The main game, Dawn of War II was plagued by a flood of very generic and repititve missions. "We learned from that" Assures Kading "That's why we wanted to build every mission in Retribution from the ground up and include unique events that stay in your memory.
Playing trough the game more than once pays off even though the campaign missions start on the known maps.
But the story changes, depending on what race you chose, you clash with different opponents."
The initial position where the story starts from is equally critical for every faction:
Ten years have passed since the events of the last expansion, Chaos Rising. The Imperium of Man is annoyed by the persistent unrest in subsector Aurelia and orders the Exterminatus. That's as dangerous as it sounds: A fleet of space ships arrives to completely destroy one planet after another with orbital weaponry.
To stop this method of cleansing the Imperium practices, your army jumps from one planet to another, using old teleport facilities (Most likely webways), to unveil the dark secrets of Aurelia.
Dan Kading explains why, out of all races, they chose the Imperial Guard as new playable faction. "Unlike the Space Marines, the Guard consists of 'normal' humans, which you can easily relate to. It's the most beginner-friendly race we made yet, due to the defensive capabilities it has ingame."

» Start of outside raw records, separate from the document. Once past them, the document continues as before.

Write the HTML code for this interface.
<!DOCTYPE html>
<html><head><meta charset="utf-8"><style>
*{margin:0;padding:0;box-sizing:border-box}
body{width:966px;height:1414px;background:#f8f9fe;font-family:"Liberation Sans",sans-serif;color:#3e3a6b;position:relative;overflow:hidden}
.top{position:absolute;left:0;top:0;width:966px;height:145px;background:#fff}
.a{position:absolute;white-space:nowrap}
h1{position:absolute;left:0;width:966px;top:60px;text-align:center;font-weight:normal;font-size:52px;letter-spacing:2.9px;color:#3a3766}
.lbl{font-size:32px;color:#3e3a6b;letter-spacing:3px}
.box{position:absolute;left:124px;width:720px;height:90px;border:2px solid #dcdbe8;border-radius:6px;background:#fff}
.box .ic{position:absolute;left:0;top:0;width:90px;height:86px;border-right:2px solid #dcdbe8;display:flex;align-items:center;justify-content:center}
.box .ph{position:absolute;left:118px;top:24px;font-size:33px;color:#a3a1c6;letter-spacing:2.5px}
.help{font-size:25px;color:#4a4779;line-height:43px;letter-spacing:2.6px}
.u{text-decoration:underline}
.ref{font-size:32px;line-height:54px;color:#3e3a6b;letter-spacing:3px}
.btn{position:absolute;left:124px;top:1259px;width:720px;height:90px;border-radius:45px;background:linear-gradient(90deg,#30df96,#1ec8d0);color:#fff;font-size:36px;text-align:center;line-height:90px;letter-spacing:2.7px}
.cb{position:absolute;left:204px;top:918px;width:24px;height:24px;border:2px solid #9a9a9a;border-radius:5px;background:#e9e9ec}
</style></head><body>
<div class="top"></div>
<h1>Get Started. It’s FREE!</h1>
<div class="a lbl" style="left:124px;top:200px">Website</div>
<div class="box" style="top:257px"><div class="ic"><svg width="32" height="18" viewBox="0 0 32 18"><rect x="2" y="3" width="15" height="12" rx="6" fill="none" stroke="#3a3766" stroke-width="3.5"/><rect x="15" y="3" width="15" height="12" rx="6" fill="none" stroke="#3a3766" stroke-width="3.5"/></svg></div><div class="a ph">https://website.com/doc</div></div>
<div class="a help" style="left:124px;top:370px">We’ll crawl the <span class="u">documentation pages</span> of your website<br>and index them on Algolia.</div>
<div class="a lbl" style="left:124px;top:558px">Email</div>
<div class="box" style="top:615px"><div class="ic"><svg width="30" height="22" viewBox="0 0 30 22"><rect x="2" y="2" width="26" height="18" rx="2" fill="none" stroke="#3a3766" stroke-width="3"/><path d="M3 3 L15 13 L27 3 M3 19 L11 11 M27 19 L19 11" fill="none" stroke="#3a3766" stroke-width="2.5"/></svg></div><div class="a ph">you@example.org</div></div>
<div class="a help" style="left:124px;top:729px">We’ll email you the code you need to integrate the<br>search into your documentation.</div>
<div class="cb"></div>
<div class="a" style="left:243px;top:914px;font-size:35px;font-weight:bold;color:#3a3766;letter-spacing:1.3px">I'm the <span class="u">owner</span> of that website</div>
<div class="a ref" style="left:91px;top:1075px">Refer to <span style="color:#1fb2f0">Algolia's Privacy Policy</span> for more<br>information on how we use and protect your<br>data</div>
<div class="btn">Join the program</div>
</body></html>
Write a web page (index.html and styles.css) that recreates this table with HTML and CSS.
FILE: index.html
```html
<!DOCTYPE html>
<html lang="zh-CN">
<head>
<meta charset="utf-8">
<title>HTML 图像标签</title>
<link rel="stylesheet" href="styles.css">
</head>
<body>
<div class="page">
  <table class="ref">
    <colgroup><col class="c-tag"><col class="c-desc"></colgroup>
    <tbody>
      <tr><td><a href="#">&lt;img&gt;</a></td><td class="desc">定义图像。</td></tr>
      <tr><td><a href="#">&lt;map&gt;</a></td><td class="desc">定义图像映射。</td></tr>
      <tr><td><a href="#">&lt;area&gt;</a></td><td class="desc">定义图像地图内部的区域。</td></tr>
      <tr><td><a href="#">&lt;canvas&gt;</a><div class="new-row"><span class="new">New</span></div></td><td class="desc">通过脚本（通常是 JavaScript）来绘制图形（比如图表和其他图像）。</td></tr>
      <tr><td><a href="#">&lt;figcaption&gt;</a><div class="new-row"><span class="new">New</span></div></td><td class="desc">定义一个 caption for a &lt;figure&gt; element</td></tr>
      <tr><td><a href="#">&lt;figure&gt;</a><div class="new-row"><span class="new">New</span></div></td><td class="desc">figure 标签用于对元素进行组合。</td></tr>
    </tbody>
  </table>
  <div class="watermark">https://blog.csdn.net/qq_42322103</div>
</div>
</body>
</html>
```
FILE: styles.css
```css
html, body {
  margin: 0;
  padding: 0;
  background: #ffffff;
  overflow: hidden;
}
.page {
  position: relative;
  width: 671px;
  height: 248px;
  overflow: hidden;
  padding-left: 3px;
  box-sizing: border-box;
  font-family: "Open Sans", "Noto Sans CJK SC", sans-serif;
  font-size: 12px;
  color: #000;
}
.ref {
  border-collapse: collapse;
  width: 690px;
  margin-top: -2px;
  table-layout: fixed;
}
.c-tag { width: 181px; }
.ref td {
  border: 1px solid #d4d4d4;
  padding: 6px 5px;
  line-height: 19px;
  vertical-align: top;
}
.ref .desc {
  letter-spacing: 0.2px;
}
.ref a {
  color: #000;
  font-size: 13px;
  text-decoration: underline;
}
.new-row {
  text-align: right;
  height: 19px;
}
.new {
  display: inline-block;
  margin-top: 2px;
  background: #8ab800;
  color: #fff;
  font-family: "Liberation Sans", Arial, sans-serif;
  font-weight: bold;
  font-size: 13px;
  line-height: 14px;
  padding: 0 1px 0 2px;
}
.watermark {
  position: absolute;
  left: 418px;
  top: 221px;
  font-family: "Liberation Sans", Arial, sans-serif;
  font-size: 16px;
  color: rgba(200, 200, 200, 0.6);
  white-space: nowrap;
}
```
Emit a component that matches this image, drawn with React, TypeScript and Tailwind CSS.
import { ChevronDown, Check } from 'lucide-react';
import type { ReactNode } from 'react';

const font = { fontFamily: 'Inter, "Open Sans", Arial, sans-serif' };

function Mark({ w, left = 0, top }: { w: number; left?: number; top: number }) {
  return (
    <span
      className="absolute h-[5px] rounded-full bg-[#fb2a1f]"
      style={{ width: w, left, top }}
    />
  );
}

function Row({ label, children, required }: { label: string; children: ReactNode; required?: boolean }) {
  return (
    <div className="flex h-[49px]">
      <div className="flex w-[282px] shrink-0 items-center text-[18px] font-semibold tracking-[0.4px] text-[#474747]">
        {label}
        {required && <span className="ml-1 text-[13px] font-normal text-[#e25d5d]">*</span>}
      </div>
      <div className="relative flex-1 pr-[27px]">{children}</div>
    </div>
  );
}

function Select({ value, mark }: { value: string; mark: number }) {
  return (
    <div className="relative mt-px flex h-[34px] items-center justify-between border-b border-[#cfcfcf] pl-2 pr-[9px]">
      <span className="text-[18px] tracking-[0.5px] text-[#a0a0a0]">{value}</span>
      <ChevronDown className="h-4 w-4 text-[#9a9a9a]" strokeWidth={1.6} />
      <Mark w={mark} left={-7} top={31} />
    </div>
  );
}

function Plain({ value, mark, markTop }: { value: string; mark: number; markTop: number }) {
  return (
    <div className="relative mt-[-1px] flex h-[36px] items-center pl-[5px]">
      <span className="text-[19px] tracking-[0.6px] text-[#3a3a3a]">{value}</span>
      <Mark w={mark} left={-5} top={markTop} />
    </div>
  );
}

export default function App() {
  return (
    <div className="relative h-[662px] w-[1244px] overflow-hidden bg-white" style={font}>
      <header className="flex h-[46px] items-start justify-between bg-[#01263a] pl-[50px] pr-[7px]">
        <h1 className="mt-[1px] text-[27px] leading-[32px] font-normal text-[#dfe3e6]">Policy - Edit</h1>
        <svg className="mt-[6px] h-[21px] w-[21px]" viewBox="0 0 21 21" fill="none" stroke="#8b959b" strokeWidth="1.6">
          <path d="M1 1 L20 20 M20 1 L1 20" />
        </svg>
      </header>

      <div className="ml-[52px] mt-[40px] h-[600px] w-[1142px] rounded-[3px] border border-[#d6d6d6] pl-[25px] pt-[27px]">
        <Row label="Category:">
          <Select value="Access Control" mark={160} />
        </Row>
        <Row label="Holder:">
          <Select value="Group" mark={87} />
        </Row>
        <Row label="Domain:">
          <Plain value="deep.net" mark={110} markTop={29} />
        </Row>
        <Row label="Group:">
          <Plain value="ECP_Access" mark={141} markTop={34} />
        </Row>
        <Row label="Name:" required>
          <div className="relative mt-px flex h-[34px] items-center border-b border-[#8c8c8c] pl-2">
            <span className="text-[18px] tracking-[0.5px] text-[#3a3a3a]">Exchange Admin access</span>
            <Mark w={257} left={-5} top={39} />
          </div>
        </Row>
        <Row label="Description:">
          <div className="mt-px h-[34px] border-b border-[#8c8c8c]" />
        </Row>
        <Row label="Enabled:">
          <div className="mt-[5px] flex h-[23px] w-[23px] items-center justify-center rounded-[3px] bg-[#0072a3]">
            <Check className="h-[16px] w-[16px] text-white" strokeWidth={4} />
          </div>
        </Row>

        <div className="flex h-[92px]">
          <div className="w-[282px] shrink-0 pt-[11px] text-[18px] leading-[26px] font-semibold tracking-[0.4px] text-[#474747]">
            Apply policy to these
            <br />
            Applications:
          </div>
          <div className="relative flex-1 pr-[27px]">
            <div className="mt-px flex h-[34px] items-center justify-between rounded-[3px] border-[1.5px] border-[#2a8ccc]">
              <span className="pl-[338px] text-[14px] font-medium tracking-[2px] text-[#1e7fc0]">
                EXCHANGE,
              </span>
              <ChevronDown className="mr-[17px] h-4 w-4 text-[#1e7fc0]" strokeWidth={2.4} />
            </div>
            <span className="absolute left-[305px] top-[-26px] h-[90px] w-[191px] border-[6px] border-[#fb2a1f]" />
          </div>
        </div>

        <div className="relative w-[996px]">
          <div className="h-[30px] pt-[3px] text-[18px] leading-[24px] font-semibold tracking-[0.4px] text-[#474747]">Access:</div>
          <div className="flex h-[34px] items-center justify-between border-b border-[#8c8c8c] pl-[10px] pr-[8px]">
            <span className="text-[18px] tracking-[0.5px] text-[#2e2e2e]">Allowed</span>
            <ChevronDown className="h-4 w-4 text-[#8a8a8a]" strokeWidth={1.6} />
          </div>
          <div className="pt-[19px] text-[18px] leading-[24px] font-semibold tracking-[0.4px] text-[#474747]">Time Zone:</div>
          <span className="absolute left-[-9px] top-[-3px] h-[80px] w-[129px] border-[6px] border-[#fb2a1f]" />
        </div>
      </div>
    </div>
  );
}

In comparison to the crazy aliens and superhumans, the Guardsmen feel almost 'tame'. One could think they made a jailbreak from Relics WWII game "Company of Heroes". Advantages in the vehicle department make sure that the guys don't end as cannon fodder. The Guard has the heaviest tanks and artillery in the whole game.
In the multiplayer gameplay, they are the only race with access to a vehicle in tier 1. The Guard can build and request turrets, cover, reinforcements and artillery. Everything turtle-players need.
And even with all the love for normality, the Imperial Guard has their set of heroes:
In multiplayer games, you choose between a female Inquisitor (offensive ranged), the Lord General (defensive healer) and the Lord Commissar (melee with support abilities).
During our visit at Relics office in Vancouver, we were able to play the first four missions of the Retribution campaign. We chose the new Imperial Guard as our faction. We control the heroes Castor, Adrastia and Merrick in the intro mission. Typical for Dawn of War, each hero has special abilites which need to be used tactical. Castor for example can heal or request reinforcements from above.
Merrick can turn invisible and Adrastia can burn single foes with a burst of witchfire.
By capturing the first post, we received the ability to build troops.
A guardsmen squad for example costs 280 requisition, which you can get by simple collection of crates scattered over the map.
A complex build and ressource system is lacking. To make up for that, we need to pay attention to the population cap, if it's reached, we can't produce any more units. A squad of guardsmen costs of 8 population points - well worth the price, as these guys can already repair buldings and vehicles out of the box, more skills and upgrades are unlocked later on. During the intro mission, we were already able to get our hands on the Catachan Devils, strong in melee, the Stormtroopers with their lasguns or an HMG-squad for supression. Together with the heroes, the diversity of the units is growing quite huge. After our bossfight against a local boss-tyranid, we were able to reap our rewards RPG-style: Gather equipment, distribute points in the 4 attributes we know from the other DoW II titles. The Imperial Guard includes 8 unit types, each can upgraded with up to 3 upgrades. You can choose to either spend points on your heroes, or upgrade your general units.
That way you can choose to either keep the focus on your heroes, or go to a larger scale and rely on your units.
The management of our troops wasn't the only thing keeping us on our toes in the intro mission - in the ruins the temple in ladon, we are chased by a superheavy Baneblade-Tank, and only reprogramming of a few turrets makes us able to crack it's hide.
It became really hectic during our escape from planet Typhon, where the Exterminatus had already begun. While battling it out with the other races on a race to our escape point, we had to watch out for the destructive beams raining down on the planet, which were thankfully shown by markers before blowing anything close to pieces.
The time limit of 20 minutes was also pushing us to our limits.
The used terrain type "blasted lava" will also be the foundation of new maps in multiplayer, where you can play the gamemodes already knows: Team Battle, 2v2, 1v1, TFFA and FFA.
Dawn of War II : Retribution is supposed to hit the shelves in March 2011, and will be a stand-alone game.
If the current generation of Dawn of War is done with Retribution isn't certain: When we asked, Dan Kading didn't dare to say if it's already over and if Dawn of War 3 is the next in line.
He only said "With the first Dawn of War, we said Dark Crusade would be the last expansion... three months later the producer approached us and and wanted to talk about Soulstorm.. I don't know anything about Dawn of War 3 at the moment." with an innocent grin.
To call Retribution a mere "expansion" would be an example of exaggerated modesty.
I can finally experience with races other than the Space Marines and experiment with the new unit-building mechanic in the missions.
My focus will stay on raising my heroes, I just like the RPG-elements and the smaller scale.
THis is bad though for the Blood Ravens. Aurelia is their recruiting sector, they lose that you might as well kill the Chapter.